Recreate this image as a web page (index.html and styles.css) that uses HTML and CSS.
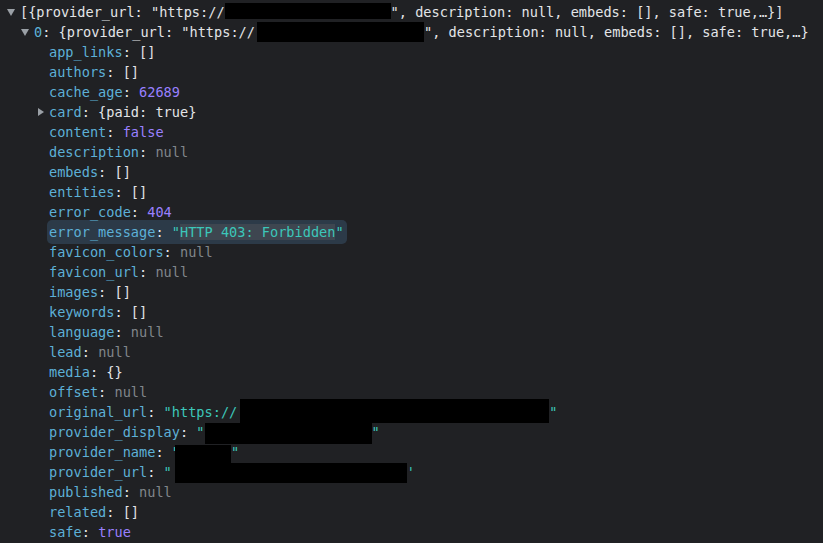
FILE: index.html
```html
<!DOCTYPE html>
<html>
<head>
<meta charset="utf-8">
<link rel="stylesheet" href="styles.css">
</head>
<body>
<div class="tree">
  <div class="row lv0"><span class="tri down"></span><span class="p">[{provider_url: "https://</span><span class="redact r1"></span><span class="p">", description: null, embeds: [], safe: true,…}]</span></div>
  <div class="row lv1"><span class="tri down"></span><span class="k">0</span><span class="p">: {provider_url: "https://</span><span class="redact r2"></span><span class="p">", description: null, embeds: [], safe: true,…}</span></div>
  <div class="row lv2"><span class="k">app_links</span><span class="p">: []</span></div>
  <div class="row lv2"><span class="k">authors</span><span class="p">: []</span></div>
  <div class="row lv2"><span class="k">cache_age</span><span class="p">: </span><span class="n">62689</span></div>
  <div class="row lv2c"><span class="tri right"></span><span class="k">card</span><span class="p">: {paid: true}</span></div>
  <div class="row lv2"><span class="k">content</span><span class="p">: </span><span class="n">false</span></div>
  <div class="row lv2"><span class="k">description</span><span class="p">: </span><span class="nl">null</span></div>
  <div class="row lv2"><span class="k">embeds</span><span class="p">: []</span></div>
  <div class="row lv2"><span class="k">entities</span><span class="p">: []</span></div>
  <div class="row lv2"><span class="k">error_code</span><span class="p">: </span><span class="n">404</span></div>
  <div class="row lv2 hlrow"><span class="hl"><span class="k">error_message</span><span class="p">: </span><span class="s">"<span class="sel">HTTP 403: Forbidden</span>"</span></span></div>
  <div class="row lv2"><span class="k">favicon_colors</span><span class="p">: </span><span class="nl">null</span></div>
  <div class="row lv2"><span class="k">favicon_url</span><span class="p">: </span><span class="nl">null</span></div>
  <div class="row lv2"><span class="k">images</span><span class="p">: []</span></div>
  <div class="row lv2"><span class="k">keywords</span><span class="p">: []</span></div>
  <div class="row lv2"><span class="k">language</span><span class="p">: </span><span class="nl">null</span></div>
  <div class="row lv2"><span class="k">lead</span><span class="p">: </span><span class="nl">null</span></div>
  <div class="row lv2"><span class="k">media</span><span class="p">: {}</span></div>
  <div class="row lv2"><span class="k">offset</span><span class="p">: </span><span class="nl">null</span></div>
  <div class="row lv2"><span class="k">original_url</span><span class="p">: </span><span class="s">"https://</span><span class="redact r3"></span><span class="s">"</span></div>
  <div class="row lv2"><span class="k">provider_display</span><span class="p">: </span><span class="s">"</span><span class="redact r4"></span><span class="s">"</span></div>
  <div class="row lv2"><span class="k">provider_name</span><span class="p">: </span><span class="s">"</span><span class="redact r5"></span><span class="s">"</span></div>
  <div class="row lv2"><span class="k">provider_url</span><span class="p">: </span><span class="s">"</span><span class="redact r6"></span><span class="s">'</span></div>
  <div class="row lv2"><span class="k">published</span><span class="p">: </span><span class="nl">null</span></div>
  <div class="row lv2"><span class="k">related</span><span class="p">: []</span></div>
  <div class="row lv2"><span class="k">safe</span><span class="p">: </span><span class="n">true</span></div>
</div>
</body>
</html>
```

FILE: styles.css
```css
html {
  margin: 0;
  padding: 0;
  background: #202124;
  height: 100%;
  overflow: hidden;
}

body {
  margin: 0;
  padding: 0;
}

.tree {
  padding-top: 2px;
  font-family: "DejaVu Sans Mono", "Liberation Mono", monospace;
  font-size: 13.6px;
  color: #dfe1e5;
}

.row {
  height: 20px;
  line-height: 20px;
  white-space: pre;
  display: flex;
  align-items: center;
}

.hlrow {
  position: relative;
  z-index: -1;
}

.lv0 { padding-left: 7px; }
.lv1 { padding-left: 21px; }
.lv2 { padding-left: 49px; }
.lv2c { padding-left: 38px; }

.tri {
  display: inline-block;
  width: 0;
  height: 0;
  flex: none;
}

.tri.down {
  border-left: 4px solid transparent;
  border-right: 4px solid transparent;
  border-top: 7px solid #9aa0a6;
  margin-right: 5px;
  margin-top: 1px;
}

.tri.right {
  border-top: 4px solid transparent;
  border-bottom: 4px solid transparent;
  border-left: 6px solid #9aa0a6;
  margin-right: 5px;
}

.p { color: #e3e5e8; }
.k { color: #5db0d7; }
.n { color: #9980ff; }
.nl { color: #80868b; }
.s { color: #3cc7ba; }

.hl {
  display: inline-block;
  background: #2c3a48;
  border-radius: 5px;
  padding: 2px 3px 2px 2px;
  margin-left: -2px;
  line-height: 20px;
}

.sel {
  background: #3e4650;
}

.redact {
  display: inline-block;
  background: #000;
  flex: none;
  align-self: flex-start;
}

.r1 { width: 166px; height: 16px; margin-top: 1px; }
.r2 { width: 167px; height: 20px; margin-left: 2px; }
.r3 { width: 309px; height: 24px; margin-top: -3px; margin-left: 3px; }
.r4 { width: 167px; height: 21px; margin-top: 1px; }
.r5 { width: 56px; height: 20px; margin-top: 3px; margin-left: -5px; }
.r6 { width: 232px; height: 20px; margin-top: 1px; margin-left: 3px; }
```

• EXERCISE GOAL
Write out each line of the data exactly; the images should be left out.

• FULL ANSWER
Recreate this image as a web page (index.html and styles.css) that uses HTML and CSS.
FILE: index.html
```html
<!DOCTYPE html>
<html>
<head>
<meta charset="utf-8">
<link rel="stylesheet" href="styles.css">
</head>
<body>
<div class="tree">
  <div class="row lv0"><span class="tri down"></span><span class="p">[{provider_url: "https://</span><span class="redact r1"></span><span class="p">", description: null, embeds: [], safe: true,…}]</span></div>
  <div class="row lv1"><span class="tri down"></span><span class="k">0</span><span class="p">: {provider_url: "https://</span><span class="redact r2"></span><span class="p">", description: null, embeds: [], safe: true,…}</span></div>
  <div class="row lv2"><span class="k">app_links</span><span class="p">: []</span></div>
  <div class="row lv2"><span class="k">authors</span><span class="p">: []</span></div>
  <div class="row lv2"><span class="k">cache_age</span><span class="p">: </span><span class="n">62689</span></div>
  <div class="row lv2c"><span class="tri right"></span><span class="k">card</span><span class="p">: {paid: true}</span></div>
  <div class="row lv2"><span class="k">content</span><span class="p">: </span><span class="n">false</span></div>
  <div class="row lv2"><span class="k">description</span><span class="p">: </span><span class="nl">null</span></div>
  <div class="row lv2"><span class="k">embeds</span><span class="p">: []</span></div>
  <div class="row lv2"><span class="k">entities</span><span class="p">: []</span></div>
  <div class="row lv2"><span class="k">error_code</span><span class="p">: </span><span class="n">404</span></div>
  <div class="row lv2 hlrow"><span class="hl"><span class="k">error_message</span><span class="p">: </span><span class="s">"<span class="sel">HTTP 403: Forbidden</span>"</span></span></div>
  <div class="row lv2"><span class="k">favicon_colors</span><span class="p">: </span><span class="nl">null</span></div>
  <div class="row lv2"><span class="k">favicon_url</span><span class="p">: </span><span class="nl">null</span></div>
  <div class="row lv2"><span class="k">images</span><span class="p">: []</span></div>
  <div class="row lv2"><span class="k">keywords</span><span class="p">: []</span></div>
  <div class="row lv2"><span class="k">language</span><span class="p">: </span><span class="nl">null</span></div>
  <div class="row lv2"><span class="k">lead</span><span class="p">: </span><span class="nl">null</span></div>
  <div class="row lv2"><span class="k">media</span><span class="p">: {}</span></div>
  <div class="row lv2"><span class="k">offset</span><span class="p">: </span><span class="nl">null</span></div>
  <div class="row lv2"><span class="k">original_url</span><span class="p">: </span><span class="s">"https://</span><span class="redact r3"></span><span class="s">"</span></div>
  <div class="row lv2"><span class="k">provider_display</span><span class="p">: </span><span class="s">"</span><span class="redact r4"></span><span class="s">"</span></div>
  <div class="row lv2"><span class="k">provider_name</span><span class="p">: </span><span class="s">"</span><span class="redact r5"></span><span class="s">"</span></div>
  <div class="row lv2"><span class="k">provider_url</span><span class="p">: </span><span class="s">"</span><span class="redact r6"></span><span class="s">'</span></div>
  <div class="row lv2"><span class="k">published</span><span class="p">: </span><span class="nl">null</span></div>
  <div class="row lv2"><span class="k">related</span><span class="p">: []</span></div>
  <div class="row lv2"><span class="k">safe</span><span class="p">: </span><span class="n">true</span></div>
</div>
</body>
</html>
```

FILE: styles.css
```css
html {
  margin: 0;
  padding: 0;
  background: #202124;
  height: 100%;
  overflow: hidden;
}

body {
  margin: 0;
  padding: 0;
}

.tree {
  padding-top: 2px;
  font-family: "DejaVu Sans Mono", "Liberation Mono", monospace;
  font-size: 13.6px;
  color: #dfe1e5;
}

.row {
  height: 20px;
  line-height: 20px;
  white-space: pre;
  display: flex;
  align-items: center;
}

.hlrow {
  position: relative;
  z-index: -1;
}

.lv0 { padding-left: 7px; }
.lv1 { padding-left: 21px; }
.lv2 { padding-left: 49px; }
.lv2c { padding-left: 38px; }

.tri {
  display: inline-block;
  width: 0;
  height: 0;
  flex: none;
}

.tri.down {
  border-left: 4px solid transparent;
  border-right: 4px solid transparent;
  border-top: 7px solid #9aa0a6;
  margin-right: 5px;
  margin-top: 1px;
}

.tri.right {
  border-top: 4px solid transparent;
  border-bottom: 4px solid transparent;
  border-left: 6px solid #9aa0a6;
  margin-right: 5px;
}

.p { color: #e3e5e8; }
.k { color: #5db0d7; }
.n { color: #9980ff; }
.nl { color: #80868b; }
.s { color: #3cc7ba; }

.hl {
  display: inline-block;
  background: #2c3a48;
  border-radius: 5px;
  padding: 2px 3px 2px 2px;
  margin-left: -2px;
  line-height: 20px;
}

.sel {
  background: #3e4650;
}

.redact {
  display: inline-block;
  background: #000;
  flex: none;
  align-self: flex-start;
}

.r1 { width: 166px; height: 16px; margin-top: 1px; }
.r2 { width: 167px; height: 20px; margin-left: 2px; }
.r3 { width: 309px; height: 24px; margin-top: -3px; margin-left: 3px; }
.r4 { width: 167px; height: 21px; margin-top: 1px; }
.r5 { width: 56px; height: 20px; margin-top: 3px; margin-left: -5px; }
.r6 { width: 232px; height: 20px; margin-top: 1px; margin-left: 3px; }
```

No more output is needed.